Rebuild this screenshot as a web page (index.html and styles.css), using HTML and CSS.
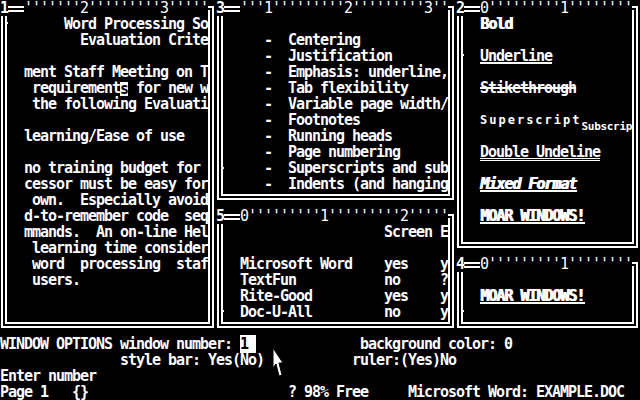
FILE: index.html
```html
<!DOCTYPE html>
<html>
<head>
<meta charset="utf-8">
<link rel="stylesheet" href="styles.css">
</head>
<body>
<div class="screen">
  <div class="windows">
    <div class="win w1">
      <div class="ruler"><span class="num">1</span><span class="dbl"></span><span class="ticks">'''''''2'''''''''3'''''</span><span class="corner"></span></div>
      <div class="frame">
        <span class="thumb"></span>
        <div class="l">       Word Processing So</div>
        <div class="l">         Evaluation Crite</div>
        <div class="l"></div>
        <div class="l">  ment Staff Meeting on T</div>
        <div class="l">   requirement<span class="cur">s</span> for new w</div>
        <div class="l">   the following Evaluati</div>
        <div class="l"></div>
        <div class="l">  learning/Ease of use</div>
        <div class="l"></div>
        <div class="l">  no training budget for</div>
        <div class="l">  cessor must be easy for</div>
        <div class="l">   own.  Especially avoid</div>
        <div class="l">  d-to-remember code  seq</div>
        <div class="l">  mmands.  An on-line Hel</div>
        <div class="l">   learning time consider</div>
        <div class="l">   word  processing  staf</div>
        <div class="l">   users.</div>
      </div>
    </div>
    <div class="col mid">
      <div class="win w3">
        <div class="ruler"><span class="num">3</span><span class="dbl"></span><span class="ticks">'''1'''''''''2'''''''''3''</span><span class="corner"></span></div>
        <div class="frame">
          <span class="thumb"></span>
          <div class="l"></div>
          <div class="l">     -  Centering</div>
          <div class="l">     -  Justification</div>
          <div class="l">     -  Emphasis: underline,</div>
          <div class="l">     -  Tab flexibility</div>
          <div class="l">     -  Variable page width/</div>
          <div class="l">     -  Footnotes</div>
          <div class="l">     -  Running heads</div>
          <div class="l">     -  Page numbering</div>
          <div class="l">     -  Superscripts and sub</div>
          <div class="l">     -  Indents (and hanging</div>
        </div>
      </div>
      <div class="win w5">
        <div class="ruler"><span class="num">5</span><span class="dbl"></span><span class="ticks">0'''''''''1'''''''''2'''''</span><span class="corner"></span></div>
        <div class="frame">
          <span class="thumb"></span>
          <div class="l">                    Screen E</div>
          <div class="l"></div>
          <div class="l">  Microsoft Word    yes    y</div>
          <div class="l">  TextFun           no     ?</div>
          <div class="l">  Rite-Good         yes    y</div>
          <div class="l">  Doc-U-All         no     y</div>
        </div>
      </div>
    </div>
    <div class="col right">
      <div class="win w2">
        <div class="ruler"><span class="num">2</span><span class="dbl"></span><span class="ticks">0'''''''''1''''''''</span><span class="corner"></span></div>
        <div class="frame">
          <span class="thumb"></span>
          <div class="l">  <span class="bold">Bold</span></div>
          <div class="l"></div>
          <div class="l">  <span class="ul">Underline</span></div>
          <div class="l"></div>
          <div class="l">  <span class="strike">Stikethrough</span></div>
          <div class="l"></div>
          <div class="l">  <span class="sup">Superscript</span><span class="sub">Subscrip</span></div>
          <div class="l"></div>
          <div class="l">  <span class="dul">Double Undeline</span></div>
          <div class="l"></div>
          <div class="l">  <span class="mixed">Mixed Format</span></div>
          <div class="l"></div>
          <div class="l">  <span class="moar">MOAR WINDOWS!</span></div>
        </div>
      </div>
      <div class="win w4">
        <div class="ruler"><span class="num">4</span><span class="dbl"></span><span class="ticks">0'''''''''1''''''''</span><span class="corner"></span></div>
        <div class="frame">
          <span class="thumb"></span>
          <div class="l"></div>
          <div class="l">  <span class="moar">MOAR WINDOWS!</span></div>
        </div>
      </div>
    </div>
  </div>
  <div class="status">
    <div class="l">WINDOW OPTIONS window number: <span class="field">1</span>             background color: 0</div>
    <div class="l">               style bar: Yes(No)           ruler:(Yes)No</div>
    <div class="l">Enter number</div>
    <div class="l">Page 1   {}                         ? 98% Free     Microsoft Word: EXAMPLE.DOC</div>
  </div>
  <svg class="pointer" width="12" height="31" viewBox="0 0 12 31"><path d="M1 1 L1 21 L4 17 L7 29 L10 28 L7 16 L11 16 Z" fill="#fff" stroke="#000" stroke-width="1"/></svg>
</div>
</body>
</html>
```

FILE: styles.css
```css
html, body {
  margin: 0;
  padding: 0;
  background: #000;
}

body {
  width: 640px;
  height: 400px;
  overflow: hidden;
}

.screen {
  position: relative;
  width: 640px;
  height: 400px;
  background: #000;
  color: #fff;
  font-family: "DejaVu Sans Mono", monospace;
  font-size: 15px;
  font-weight: bold;
  letter-spacing: -1.03px;
  line-height: 16px;
  font-kerning: none;
  font-variant-ligatures: none;
}

.windows {
  display: flex;
  height: 336px;
}

.col {
  display: flex;
  flex-direction: column;
}

.mid { width: 240px; }
.right { width: 184px; }

.win {
  display: flex;
  flex-direction: column;
}

.w1 { width: 216px; height: 336px; }
.w3 { height: 208px; }
.w5 { height: 128px; }
.w2 { height: 256px; }
.w4 { height: 80px; }

.ruler {
  display: flex;
  height: 16px;
}

.num {
  width: 8px;
}

.dbl {
  width: 16px;
  height: 6px;
  margin-top: 6px;
  box-sizing: border-box;
  border-top: 2px solid #fff;
  border-bottom: 2px solid #fff;
}

.ticks {
  flex: 1;
  font-weight: normal;
  white-space: pre;
}

.corner {
  width: 6px;
  height: 10px;
  margin-top: 6px;
  margin-right: 2px;
  box-sizing: border-box;
  border-top: 6px double #fff;
  border-right: 6px double #fff;
}

.frame {
  flex: 1;
  position: relative;
  margin: 0 2px 8px 1px;
  border: 6px double #fff;
  border-top: 0;
  padding-left: 1px;
  overflow: hidden;
}

.thumb {
  position: absolute;
  left: -7px;
  width: 8px;
  height: 2px;
  background: #fff;
}

.w1 .thumb { top: 6px; }
.w2 .thumb { top: 38px; }
.w3 .thumb { top: 151px; }
.w5 .thumb { top: 86px; }
.w4 .thumb { top: 38px; }

.l {
  height: 16px;
  white-space: pre;
}

.cur {
  display: inline-block;
  height: 14px;
  line-height: 14px;
  margin-top: 2px;
  vertical-align: top;
  background: #fff;
  color: #000;
}

.bold {
  text-shadow: 1px 0 0 #fff;
}

.ul {
  text-decoration: underline;
  text-decoration-thickness: 2px;
  text-underline-offset: 1px;
}

.strike {
  text-decoration: line-through;
  text-decoration-thickness: 2px;
}

.sup {
  font-size: 12px;
  letter-spacing: 2px;
  vertical-align: 3px;
}

.sub {
  font-size: 11px;
  letter-spacing: -0.3px;
  vertical-align: -3px;
}

.dul {
  text-decoration: underline double;
  text-decoration-thickness: 1px;
  text-underline-offset: 1px;
}

.mixed {
  font-style: italic;
  text-shadow: 1px 0 0 #fff;
  text-decoration: underline;
  text-decoration-thickness: 2px;
  text-underline-offset: 1px;
}

.moar {
  text-shadow: 1px 0 0 #fff;
  text-decoration: underline;
  text-decoration-thickness: 2px;
  text-underline-offset: 1px;
}

.field {
  background: #fff;
  color: #000;
  padding-right: 8px;
}

.pointer {
  position: absolute;
  left: 272px;
  top: 347px;
}
```
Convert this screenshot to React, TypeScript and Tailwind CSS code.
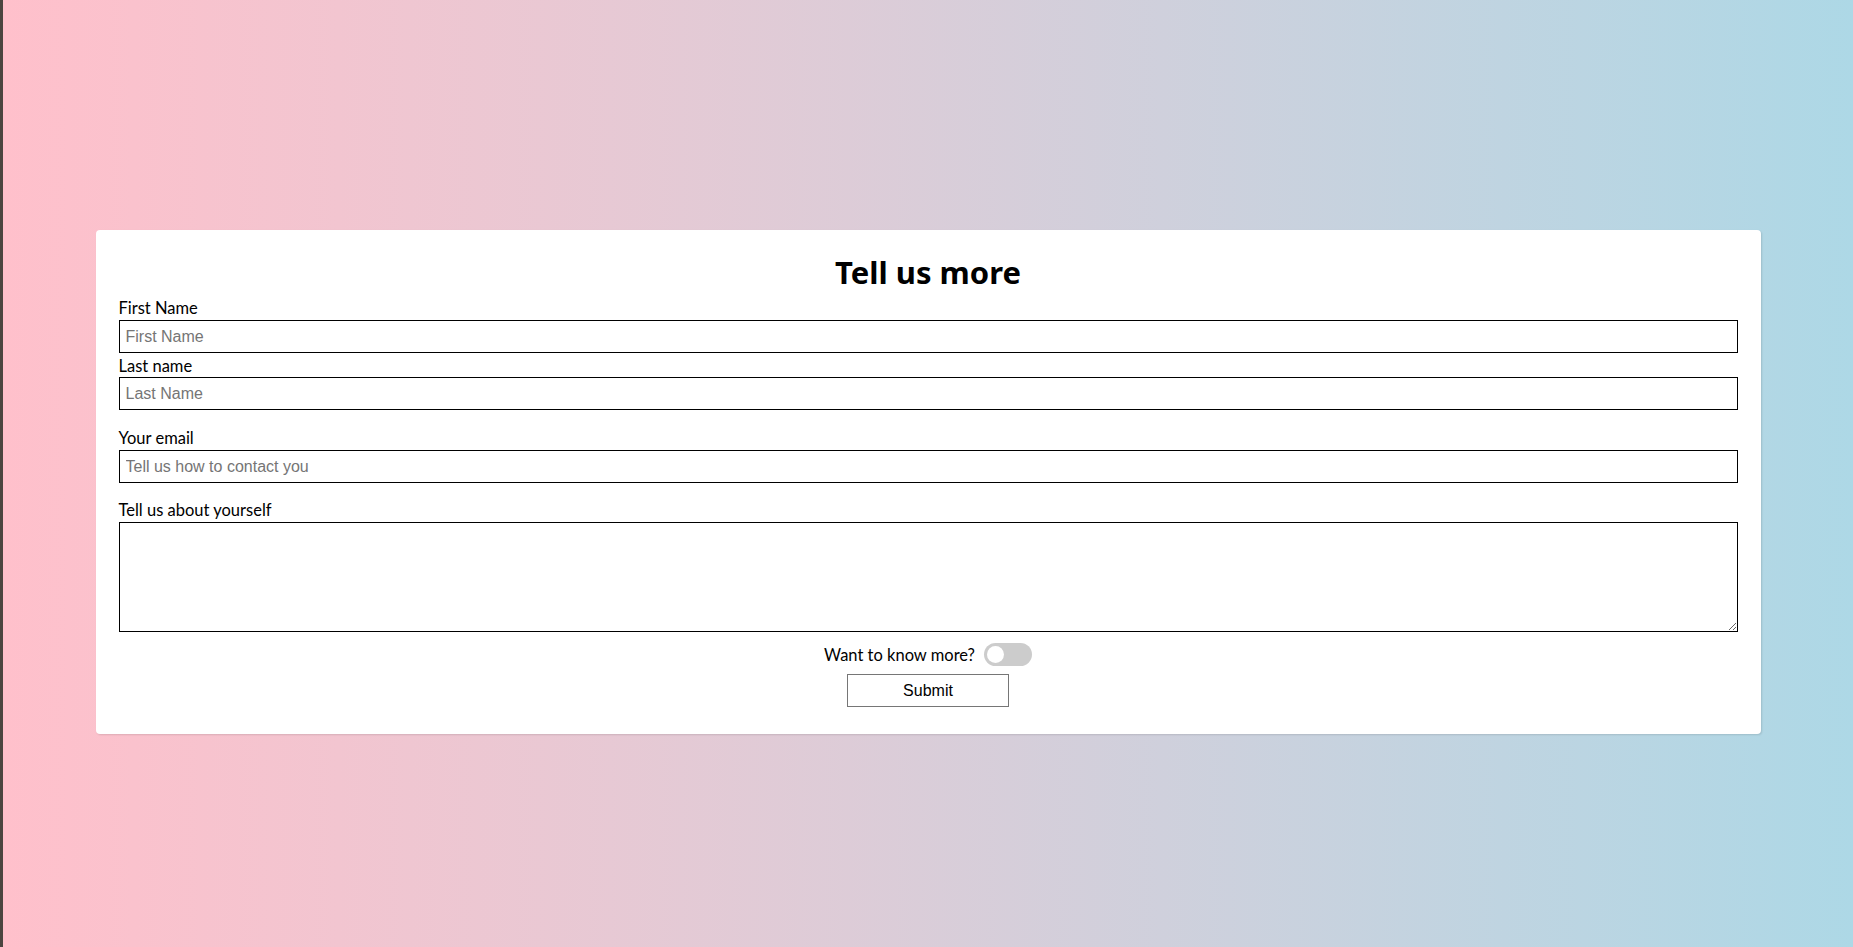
import React, { useState } from "react";

function App() {
  // TOGGLE STATE FOR "WANT TO KNOW MORE?"
  const [more, setMore] = useState<boolean>(false);

  return (
    <div className="flex h-screen w-full overflow-hidden">
      <div className="w-[3px] shrink-0 bg-[#4b4540]" />
      <div className="flex-1 bg-gradient-to-r from-[#ffc0cb] to-[#add8e6] pt-[230px]">
        <form
          className="mx-auto w-[90%] rounded-[4px] bg-white px-[23px] pt-[24px] pb-[27px] shadow-[1px_1px_2px_rgba(0,0,0,0.12)] font-['Lato','Noto_Sans',sans-serif] text-black"
          onSubmit={(e) => e.preventDefault()}
        >
          <h1 className="text-center font-['Noto_Sans',sans-serif] text-[31px] font-bold leading-[37px]">Tell us more</h1>

          <label className="mt-[8px] block text-[16.5px] leading-[18px]">First Name</label>
          <input
            className="mt-[3px] block h-[33px] w-full border border-black px-[6px] font-['Liberation_Sans',Arial,sans-serif] text-[16px] placeholder:text-[#757575] outline-none"
            placeholder="First Name"
          />

          <label className="mt-[4px] block text-[16.5px] leading-[18px]">Last name</label>
          <input
            className="mt-[2px] block h-[33px] w-full border border-black px-[6px] font-['Liberation_Sans',Arial,sans-serif] text-[16px] placeholder:text-[#757575] outline-none"
            placeholder="Last Name"
          />

          <label className="mt-[19px] block text-[16.5px] leading-[18px]">Your email</label>
          <input
            type="email"
            className="mt-[3px] block h-[33px] w-full border border-black px-[6px] font-['Liberation_Sans',Arial,sans-serif] text-[16px] placeholder:text-[#757575] outline-none"
            placeholder="Tell us how to contact you"
          />

          <label className="mt-[18px] block text-[16.5px] leading-[18px]">Tell us about yourself</label>
          <textarea className="mt-[3px] block h-[110px] w-full border border-black px-[6px] py-[4px] font-['Liberation_Sans',Arial,sans-serif] text-[16px] outline-none" />

          <div className="mt-[11px] flex h-[23px] items-center justify-center gap-[9px]">
            <span className="text-[16.5px] leading-[18px]">Want to know more?</span>
            <button
              type="button"
              onClick={() => setMore(!more)}
              className={
                more
                  ? "relative h-[23px] w-[48px] rounded-full bg-[#2196f3]"
                  : "relative h-[23px] w-[48px] rounded-full bg-[#cccccc]"
              }
            >
              <span
                className={
                  more
                    ? "absolute top-[3px] left-[28px] h-[17px] w-[17px] rounded-full bg-white"
                    : "absolute top-[3px] left-[3px] h-[17px] w-[17px] rounded-full bg-white"
                }
              />
            </button>
          </div>

          <div className="mt-[8px] flex justify-center">
            <button
              type="submit"
              className="h-[33px] w-[162px] border border-[#767676] bg-white font-['Liberation_Sans',Arial,sans-serif] text-[16px] text-black"
            >
              Submit
            </button>
          </div>
        </form>
      </div>
    </div>
  );
}

export default App;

☆ ☆ ☆

→ Exercise instructions: From the data above, pick out each line containing "screenshot" and copy it.

→ Response to the exercise:
Rebuild this screenshot as a web page (index.html and styles.css), using HTML and CSS.
Convert this screenshot to React, TypeScript and Tailwind CSS code.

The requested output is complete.